Accellion reached an $8.1 million settlement to resolve a class-action lawsuit that resulted from a December 2020 data breach involving zero-day vulnerabilities in the company’s File Transfer Appliance (FTA), Reuters reported. The data breach impacted millions of individuals at the time.
Accellion denied all allegations of failure to implement proper data security practices and failure to detect security vulnerabilities. The breach impacted a number of healthcare organizations, including Beaumont Health, Trinity Health, Kroger Health, and Centene, among others.
In the settlement proposal filed in the US District Court for the Northern District of California, the plaintiffs explained that under its standard license agreement, “Accellion did not guarantee the security of the FTA software to customers.”
In fact, Accellion explicitly stated that FTA customers were responsible for managing, maintaining, and updating the FTA software.

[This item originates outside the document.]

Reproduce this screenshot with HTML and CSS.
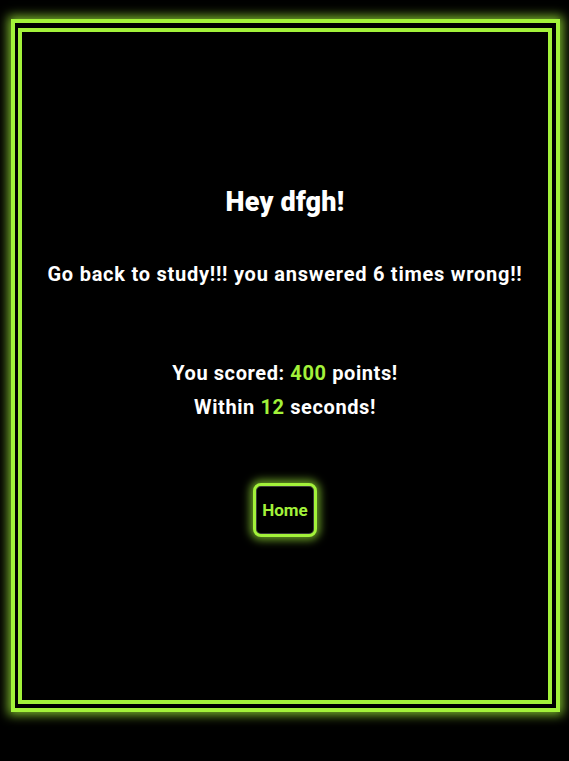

In 2014, Accellion launched Siteworks as a successor to the FTA, and later stopped licensing FTA to new customers. However, existing customers could renew FTA licenses.
The class members alleged that Accellion violated the Washington Consumer Protection Act, the California Consumer Privacy Act, North Carolina Unfair Deceptive Trade Practices Act, and other consumer protection statutes.
Prior to the breach, the last security update for FTA was issued in February 2019.
“In December 2020 and then again in January 2021, cyber-criminals exploited multiple ’zero-day‘ vulnerabilities—vulnerabilities that had never been discovered in FTA’s decades of service, despite penetration testing and other monitoring by both Accellion and its customers, as well as scrutiny by external security researchers through Accellion’s bug bounty program—in the FTA, allowing the criminals to illegally access information stored on FTA Customers’ systems,” the filing explained.
The vulnerabilities were so widespread that cybersecurity officials from the US, Singapore, Australia, New Zealand, and the UK released a joint advisory in February 2021 warning Accellion FTA customers of the highly exploitable vulnerabilities. Researchers later tied FTA exploits to FIN11 and Clop ransomware actors.
The settlement requires Accellion to pay $4.6 million of the settlement fund into escrow within 10 business days of the agreement. The additional $3.5 million must be placed into escrow 10 business days after the settlement is preliminarily approved.
The settlement also requires Accellion to give claimants an option between two years of credit monitoring services, reimbursement of documented losses of up to $10,000, or an estimated cash fund payment of $15 to $50.
In addition, the settlement requires Accellion to retire its FTA offering, expand its annual cybersecurity training, and “periodically confirm compliance with the foregoing measures publicly on Accellion’s website,” the filing continued.
The breach highlighted the importance of third-party vendor risk assessments and cybersecurity across all sectors.